Il convient de rappeler que les sommes allouées par la cour sont exprimées en brut.
Sur l’article 700 du code de procédure civile et les dépens
M. [K] en qualité de mandataire liquidateur de la société Partner Côte d’Azur succombant sera condamné aux entiers dépens de l’appel.
Au regard de la liquidation judiciaire de la société Partner Côte d’Azur, l’équité ne commande de faire bénéficier M. [U] des dispositions de l’article 700 du code de procédure civile. Il sera débouté de sa demande d’indemnité à ce titre.
Sur la garantie de l’AGS
Le présent arrêt est de facto opposable à l’AGS présente à la cause.

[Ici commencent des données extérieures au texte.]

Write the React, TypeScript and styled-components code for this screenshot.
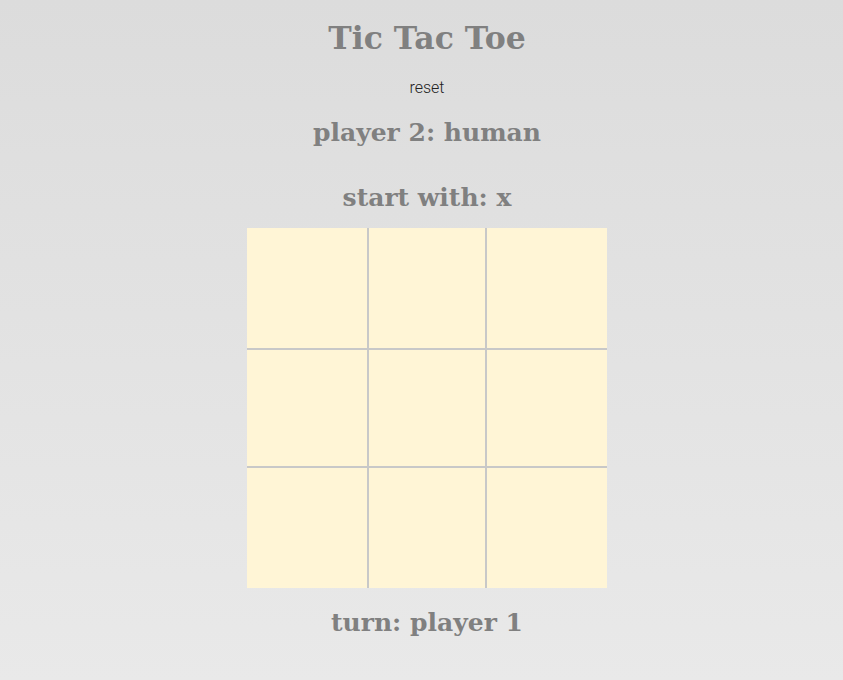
import styled, { createGlobalStyle } from "styled-components";

const Global = createGlobalStyle`
  html, body {
    margin: 0;
    padding: 0;
    height: 100%;
  }
  body {
    background: linear-gradient(to bottom, #dcdcdc, #e9e9e9);
    min-height: 680px;
  }
`;

const Page = styled.div`
  display: flex;
  flex-direction: column;
  align-items: center;
  padding-left: 11px;
  font-family: "DejaVu Serif", serif;
  color: #808080;
`;

const Title = styled.h1`
  margin: 18px 0 0;
  font-size: 31.5px;
  line-height: 40px;
  font-weight: bold;
`;

const Reset = styled.button`
  margin-top: 20px;
  border: none;
  background: none;
  padding: 0;
  font-family: Roboto, sans-serif;
  font-weight: 300;
  font-size: 16px;
  line-height: 20px;
  color: #222;
  cursor: pointer;
`;

const Label = styled.h2<{ $gap?: number }>`
  margin: ${(p) => p.$gap ?? 0}px 0 0;
  font-size: 25px;
  line-height: 32px;
  font-weight: bold;
`;

const Board = styled.div`
  margin-top: 14px;
  display: grid;
  grid-template-columns: repeat(3, 120px);
  grid-template-rows: repeat(3, 120px);
  background: #fff5d6;
`;

const Cell = styled.div<{ $col: number; $row: number }>`
  box-sizing: border-box;
  border-color: #c8c8c8;
  border-style: solid;
  border-width: ${(p) => (p.$row === 1 ? "2px" : "0")} ${(p) => (p.$col === 1 ? "2px" : "0")};
  cursor: pointer;
`;

export default function App() {
  const cells = Array.from({ length: 9 }, (_, i) => i);
  return (
    <>
      <Global />
      <Page>
        <Title>Tic Tac Toe</Title>
        <Reset>reset</Reset>
        <Label $gap={19}>player 2: human</Label>
        <Label $gap={33}>start with: x</Label>
        <Board>
          {cells.map((i) => (
            <Cell key={i} $col={i % 3} $row={Math.floor(i / 3)} />
          ))}
        </Board>
        <Label $gap={19}>turn: player 1</Label>
      </Page>
    </>
  );
}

Il convient de rappeler que l’AGS n’est redevable de sa garantie que dans les limites précises des dispositions légales des articles L. 3253-8 et suivants du code du travail, qu’au regard du principe de subsidiarité et qu’elle ne doit sa garantie qu’autant qu’il n’existe pas de fonds disponibles dans la procédure collective.
PAR CES MOTIFS,
La cour,
Statuant publiquement par arrêt réputé contradictoire et par mise à disposition au greffe, les parties ayant été préalablement avisées dans les conditions de l’article 450 du code de procédure civile ;
Déclare irrecevables les pièces 356 à 358 de l’appelant ;
Dans la limite de la dévolution,
Confirme le jugement entrepris en ce qu’il a débouté M. [U] de ses demandes tendant à fixer au passif de la liquidation judiciaire de la société Partner Côte d’Azur des créances au titre de dommages et intérêts pour harcèlement moral, au titre de l’indemnité de travail dissimulé, au titre de dommages et intérêts pour non-respect du droit individuel à la formation, au titre de l’indemnité compensatrice de préavis et de l’indemnité compensatrice de congés payés afférente, au titre d’un reliquat d’indemnité légale de licenciement, en ce qu’il a débouté M. [U] de sa demande résiliation judiciaire emportant les effets d’un licenciement nul ;
Infirme le jugement entrepris en ce qu’il a débouté M. [U] de sa demande de résiliation judiciaire du contrat de travail emportant les effets d’un licenciement sans cause réelle et sérieuse, en ce qu’il a débouté M. [U] de ses demandes de rappel de salaire au titre d’heures supplémentaires et d’indemnité compensatrice de congés payés afférente, de dommages et intérêts pour manquement à l’obligation de sécurité, d’indemnité pour licenciement sans cause réelle et sérieuse ;
Statuant à nouveau dans cette limite,
Prononce la résiliation judiciaire du contrat de travail aux torts exclusifs de l’employeur à effet au 18 mars 2016 ;
Déclare que la résiliation judiciaire du contrat de travail produit les effets d’un licenciement sans cause réelle et sérieuse ;
Fixe la créance de M. [U] au passif de la liquidation judiciaire de la société Partner Côte d’Azur aux sommes suivantes :
35.000 euros au titre de l’indemnité pour licenciement sans cause réelle et sérieuse,
1500 euros à titre de dommages et intérêts en réparation du manquement de l’employeur à son obligation de sécurité,
14.434,22 euros brut de rappel de salaire au titre des heures supplémentaires non rémunérées outre 1.443,42 euros au titre de l’indemnité compensatrice de congés payés afférente ;
Y ajoutant,
Rappelle que l’AGS n’est redevable de sa garantie que dans les limites précises des dispositions légales des articles L. 3253-8 et suivants du code du travail, qu’au regard du principe de subsidiarité, elle ne doit sa garantie qu’autant qu’il n’existe pas de fonds disponibles dans la procédure collective et qu’elle ne garantit pas les montants alloués au titre l’article 700 du code de procédure civile ;
Déboute les parties de toute autre demande ;
Rappelle que les sommes allouées par la cour sont exprimées en brut ;
Condamne M. [K] en qualité de mandataire liquidateur de la société Partner Côte d’Azur aux entiers dépens de l’appel.